The boards of Albertsons, Supervalu, CVS and Cerberus have approved the proposed transaction. Shareholders of the companies will also have to OK the deal, which is expected to close in summer.
If they approve the plan, Albertsons shareholders will receive $20.35 in cash and 0.182 shares of Supervalu stock for each Albertsons share.
Albertsons, the second largest U.S. supermarket chain, but a distant fifth in Arizona market share, put itself up for sale in September, attracting several suitors, including Fry’s parent Kroger Co.
By December, the Supervalu-CVS-Cerberus deal emerged as the likely winner. But insiders reported at the time that antitrust concerns regarding the plethora of Chicago-area supermarkets from a merged operation scuttled the deal. In the transaction announced Monday, Cerberus will pick up 26 Chicago-area stores to address the antitrust issue.
If the deal gets done, it means new ownership but not a new name for 45 Valley supermarkets, 27 of them in the East Valley.
Today, Albertsons is one of four major supermarket chains operating in the state. It is the smallest, with an estimated 12 percent of the Valley’s grocery market share, according to The Shelby Report, an industry publication. A fifth major Valley grocery player is Wal-Mart Supercenters. Wal-Mart scooted past Albertsons and Safeway in 2005 to gobble up 23 percent of the local market share.
Cerberus is a good manager that is likely to make Albertsons more competitive in Arizona, said Burt Flickinger, national industry expert.

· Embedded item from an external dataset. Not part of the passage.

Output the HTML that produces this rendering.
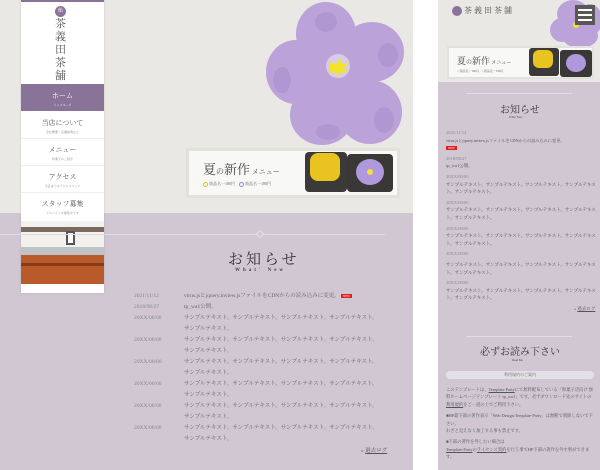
<!DOCTYPE html>
<html><head><meta charset="utf-8">
<style>
*{margin:0;padding:0;box-sizing:border-box}
body{width:600px;height:470px;background:#fff;position:relative;overflow:hidden;font-family:"Liberation Serif","Noto Serif CJK SC",serif;color:#555}
.a{position:absolute}
.t{white-space:nowrap}
</style></head><body>
<!-- DESKTOP -->
<div class="a" style="left:0;top:0;width:413px;height:213px;background:#e9e8e4"></div>
<div class="a" style="left:0;top:213px;width:413px;height:257px;background:#d0c7d3"></div>
<!-- flower -->
<svg class="a" style="left:260px;top:0" width="155" height="150" viewBox="0 0 155 150">
<g fill="#bba3da">
<ellipse cx="66" cy="34" rx="30" ry="32"/>
<ellipse cx="112" cy="52" rx="32" ry="30"/>
<ellipse cx="36" cy="72" rx="30" ry="32"/>
<ellipse cx="62" cy="115" rx="32" ry="30"/>
<ellipse cx="110" cy="112" rx="32" ry="32"/>
<ellipse cx="78" cy="75" rx="42" ry="42"/>
</g>
<g fill="#b097d2">
<ellipse cx="22" cy="80" rx="9" ry="13"/><ellipse cx="68" cy="132" rx="12" ry="8"/><ellipse cx="124" cy="120" rx="10" ry="13"/><ellipse cx="128" cy="55" rx="10" ry="12"/><ellipse cx="66" cy="22" rx="11" ry="10"/>
</g>
<circle cx="78" cy="66" r="12" fill="#d8cbe8"/>
<path d="M70 62l6 2 4-6 2 6 7-1-5 5 4 5-7-1-3 5-2-5-6 1z" fill="#f3e32a"/>
</svg>
<!-- banner -->
<div class="a" style="left:186px;top:148px;width:214px;height:50px;background:#e2e1dc;padding:3px">
<div style="width:100%;height:100%;background:#f8f8f6;position:relative">
<div class="a t" style="left:14px;top:8px;font-size:13px;color:#444">夏<span style="font-size:8px">の</span>新作<span style="font-size:7px"> メニュー</span></div>
<div class="a t" style="left:14px;top:30px;font-size:4px;color:#666"><span style="display:inline-block;width:5px;height:5px;border:1px solid #d8c020;border-radius:50%;vertical-align:middle"></span> 商品名一180円 &nbsp;&nbsp;&nbsp;<span style="display:inline-block;width:5px;height:5px;border:1px solid #9a8ac8;border-radius:50%;vertical-align:middle"></span> 商品名一180円</div>
<div class="a" style="left:116px;top:1px;width:42px;height:40px;background:#3c3a38;border-radius:4px"></div>
<div class="a" style="left:121px;top:2px;width:30px;height:28px;background:#e9c31f;border-radius:8px"></div>
<div class="a" style="left:158px;top:3px;width:46px;height:38px;background:#3a3836;border-radius:4px"></div>
<div class="a" style="left:167px;top:8px;width:28px;height:26px;background:#b098dc;border-radius:50%"></div>
<div class="a" style="left:178px;top:18px;width:6px;height:6px;background:#f0e040;border-radius:50%"></div>
</div></div>
<!-- sidebar -->
<div class="a" style="left:21px;top:0;width:83px;height:293px;background:#fff;box-shadow:0 0 2px rgba(0,0,0,.15)">
<div style="height:2px;background:#8a7398"></div>
<div class="a" style="left:34px;top:6px;width:11px;height:11px;border-radius:50%;background:#8a7398;color:#fff;font-size:5px;text-align:center;line-height:11px">飴</div>
<div class="a" style="left:34px;top:18px;width:12px;font-size:11px;line-height:13px;color:#555">茶<br>義<br>田<br>茶<br>舗</div>
<div class="a" style="left:0;top:84px;width:83px;height:27px;background:#8a7398;color:#fff;text-align:center">
<div style="font-size:7px;margin-top:7px">ホーム</div><div style="font-size:3px;margin-top:2px">トップページ</div></div>
<div class="a" style="left:0;top:112px;width:83px;height:27px;text-align:center;border-bottom:1px solid #eee"><div style="font-size:7px;margin-top:6px">当店について</div><div style="font-size:3px;margin-top:2px;color:#888">会社概要・店舗説明など</div></div>
<div class="a" style="left:0;top:139px;width:83px;height:27px;text-align:center;border-bottom:1px solid #eee"><div style="font-size:7px;margin-top:6px">メニュー</div><div style="font-size:3px;margin-top:2px;color:#888">和菓子のご紹介</div></div>
<div class="a" style="left:0;top:166px;width:83px;height:27px;text-align:center;border-bottom:1px solid #eee"><div style="font-size:7px;margin-top:6px">アクセス</div><div style="font-size:3px;margin-top:2px;color:#888">当店までのアクセスマップ</div></div>
<div class="a" style="left:0;top:193px;width:83px;height:27px;text-align:center"><div style="font-size:7px;margin-top:6px">スタッフ募集</div><div style="font-size:3px;margin-top:2px;color:#888">アルバイトを募集中です</div></div>
<div class="a" style="left:0;top:221px;width:83px;height:63px;background:#f3f1ee;overflow:hidden">
<div class="a" style="left:0;top:6px;width:83px;height:5px;background:#7a6a60"></div>
<div class="a" style="left:0;top:26px;width:83px;height:8px;background:#bfc2c6"></div>
<div class="a" style="left:0;top:34px;width:83px;height:29px;background:#b85a2a"></div>
<div class="a" style="left:0;top:42px;width:83px;height:3px;background:#8a3a1a"></div>
<div class="a" style="left:45px;top:10px;width:9px;height:14px;background:#fff;border:2px solid #555"></div>
</div>
</div>
<!-- news -->
<div class="a" style="left:0;top:234px;width:385px;height:1px;background:#e0dae2"></div>
<div class="a" style="left:257px;top:231px;width:6px;height:6px;border:1px solid #e6e0e8;transform:rotate(45deg);background:#d0c7d3"></div>
<div class="a t" style="left:228px;top:248px;font-size:15px;letter-spacing:3px;color:#333">お知らせ</div>
<div class="a t" style="left:235px;top:268px;font-size:5px;letter-spacing:3px;color:#444;font-weight:bold">What' New</div>
<div class="a" style="left:134px;top:291px;font-size:5.5px;line-height:11px;color:#666;width:270px">
<div style="display:flex"><span style="width:50px;flex:none;color:#888">2021/11/12</span><span>virus.jsとjquery.inview.jsファイルをCDNからの読み込みに変更。 <span style="background:#e02020;color:#fff;font-size:3px;padding:0 2px">NEW</span></span></div>
<div style="display:flex"><span style="width:50px;flex:none;color:#888">2018/08/27</span><span>tp_wa1公開。</span></div>
<div style="display:flex"><span style="width:50px;flex:none;color:#888">20XX/00/00</span><span>サンプルテキスト。サンプルテキスト。サンプルテキスト。サンプルテキスト。<br>サンプルテキスト。</span></div>
<div style="display:flex"><span style="width:50px;flex:none;color:#888">20XX/00/00</span><span>サンプルテキスト。サンプルテキスト。サンプルテキスト。サンプルテキスト。<br>サンプルテキスト。</span></div>
<div style="display:flex"><span style="width:50px;flex:none;color:#888">20XX/00/00</span><span>サンプルテキスト。サンプルテキスト。サンプルテキスト。サンプルテキスト。<br>サンプルテキスト。</span></div>
<div style="display:flex"><span style="width:50px;flex:none;color:#888">20XX/00/00</span><span>サンプルテキスト。サンプルテキスト。サンプルテキスト。サンプルテキスト。<br>サンプルテキスト。</span></div>
<div style="display:flex"><span style="width:50px;flex:none;color:#888">20XX/00/00</span><span>サンプルテキスト。サンプルテキスト。サンプルテキスト。サンプルテキスト。<br>サンプルテキスト。</span></div>
<div style="display:flex"><span style="width:50px;flex:none;color:#888">20XX/00/00</span><span>サンプルテキスト。サンプルテキスト。サンプルテキスト。サンプルテキスト。<br>サンプルテキスト。</span></div>
</div>
<div class="a t" style="left:361px;top:446px;font-size:5.5px;color:#555">» <u>過去ログ</u></div>

<!-- MOBILE -->
<div class="a" style="left:438px;top:0;width:162px;height:82px;background:#e9e8e4"></div>
<div class="a" style="left:438px;top:82px;width:162px;height:388px;background:#d0c7d3"></div>
<svg class="a" style="left:548px;top:0" width="52" height="48" viewBox="0 0 52 48">
<g fill="#bba3da"><ellipse cx="25" cy="14" rx="16" ry="14"/><ellipse cx="42" cy="20" rx="12" ry="16"/><ellipse cx="14" cy="30" rx="12" ry="12"/><ellipse cx="32" cy="36" rx="18" ry="12"/></g>
<circle cx="28" cy="25" r="3" fill="#f3e32a"/></svg>
<div class="a" style="left:452px;top:6px;width:10px;height:10px;border-radius:50%;background:#8a7398"></div>
<div class="a t" style="left:464px;top:5px;font-size:8px;letter-spacing:2px;color:#555">茶義田茶舗</div>
<div class="a" style="left:575px;top:5px;width:20px;height:20px;background:#5a5856;padding:4px 3px">
<div style="height:2px;background:#fff;margin-bottom:3px"></div><div style="height:2px;background:#fff;margin-bottom:3px"></div><div style="height:2px;background:#fff"></div></div>
<div class="a" style="left:447px;top:46px;width:147px;height:33px;background:#f8f8f6;border:2px solid #e2e1dc">
<div class="a t" style="left:8px;top:6px;font-size:9px;color:#444">夏<span style="font-size:6px">の</span>新作<span style="font-size:5px"> メニュー</span></div>
<div class="a t" style="left:8px;top:21px;font-size:3px;color:#666">○ 商品名一180円 &nbsp; ○ 商品名一180円</div>
<div class="a" style="left:80px;top:0;width:30px;height:28px;background:#3c3a38;border-radius:3px"></div>
<div class="a" style="left:84px;top:2px;width:20px;height:18px;background:#e9c31f;border-radius:6px"></div>
<div class="a" style="left:111px;top:2px;width:32px;height:27px;background:#3a3836;border-radius:3px"></div>
<div class="a" style="left:117px;top:6px;width:20px;height:18px;background:#b098dc;border-radius:50%"></div>
</div>
<div class="a" style="left:466px;top:93px;width:106px;height:1px;background:#e2dce4"></div>
<div class="a t" style="left:500px;top:101px;font-size:10px;color:#333">お知らせ</div>
<div class="a t" style="left:509px;top:115px;font-size:3px;color:#444">What' New</div>
<div class="a" style="left:446px;top:129px;width:150px;font-size:4.5px;line-height:7.6px;color:#555">
<div style="color:#888">2021/11/12</div>
<div class="t" style="font-size:4.2px">virus.jsとjquery.inview.jsファイルをCDNからの読み込みに変更。</div>
<div><span style="background:#e02020;color:#fff;font-size:3px;padding:0 2px">NEW</span></div>
<div style="color:#888;margin-top:2px">2018/08/27</div><div>tp_wa1公開。</div>
<div style="color:#888;margin-top:3px">20XX/00/00</div><div>サンプルテキスト。サンプルテキスト。サンプルテキスト。サンプルテキスト。サンプルテキスト。</div>
<div style="color:#888;margin-top:3px">20XX/00/00</div><div>サンプルテキスト。サンプルテキスト。サンプルテキスト。サンプルテキスト。サンプルテキスト。</div>
<div style="color:#888;margin-top:3px">20XX/00/00</div><div>サンプルテキスト。サンプルテキスト。サンプルテキスト。サンプルテキスト。サンプルテキスト。</div>
<div style="color:#888;margin-top:3px">20XX/00/00</div><div style="margin-top:3px">サンプルテキスト。サンプルテキスト。サンプルテキスト。サンプルテキスト。サンプルテキスト。</div>
<div style="color:#888;margin-top:3px">20XX/00/00</div><div>サンプルテキスト。サンプルテキスト。サンプルテキスト。サンプルテキスト。サンプルテキスト。</div>
</div>
<div class="a t" style="left:574px;top:306px;font-size:4.5px;color:#555">» <u>過去ログ</u></div>
<div class="a" style="left:466px;top:336px;width:106px;height:1px;background:#e2dce4"></div>
<div class="a t" style="left:480px;top:343px;font-size:10px;color:#333">必ずお読み下さい</div>
<div class="a t" style="left:512px;top:358px;font-size:3px;color:#444">Read Me</div>
<div class="a" style="left:446px;top:371px;width:148px;height:8px;border-radius:4px;background:#e4dfe6;font-size:4px;text-align:center;line-height:8px;color:#666">利用規約のご案内</div>
<div class="a" style="left:446px;top:386px;width:148px;font-size:4.3px;line-height:7.4px;color:#555">
<p>このテンプレートは、<u>Template Party</u>にて無料配布している「和菓子店向け 無料ホームページテンプレート tp_wa1」です。必ずダウンロード先のサイトの<u>利用規約</u>をご一読の上でご利用下さい。</p>
<p style="margin-top:4px">■HP最下部の著作表示「Web Design:Template-Party」は無断で削除しないで下さい。<br>わざと見えなく加工する事も禁止です。</p>
<p style="margin-top:4px">■下部の著作を外したい場合は<br><u>Template-Party</u>の<u>ライセンス契約</u>を行う事でHP下部の著作を外す事ができます。</p>
</div>
</body></html>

“It will be a tough battle in Arizona, especially against Bashas’, a formidable competitor,” Flickinger said. “Some of the money losing stores may be sold to other nongrocery retailers. But it won’t be like MegaFoods or ABCO (local chains that folded emptying out dozens of big-box stores). With the surviving Albertsons better run, there is more than enough business for everybody.”
Nationwide, Albertsons is a much bigger player. The company operates about 2,500 stores, including Albertsons, Acme, Shaw’s, Jewel- Osco and Sav- on Drugs.
CVS, which entered the Arizona market in 2002, swallowed up Eckerd’s pharmacies in 2004 to nearly double its local presence. It is still a distant contender to Walgreen’s. With the local Osco drugstores, it would again more than double its East Valley presence with a combined 63 stores.
CVS CEO Tom Ryan said Monday that the 700 stores the company will snag in the deal will propel CVS’ growth in Southern California and other rapid-growth markets, including the Valley.
“We are picking up highvolume stores in our existing states, such as Illinois, Indiana, Missouri, and Arizona,” Ryan said in a statement. “Most of the market positions we’re gaining are No. 1 or No. 2 shares, and these are large and growing markets. So we are acquiring highvolume stores with valuable real estate. And, importantly, we are gaining talented associates with a track record of operating successful drug stores.”
Albertsons has approximately 4,500 East Valley employees at its supermarkets, Osco drug stores and pharmacy administrative offices.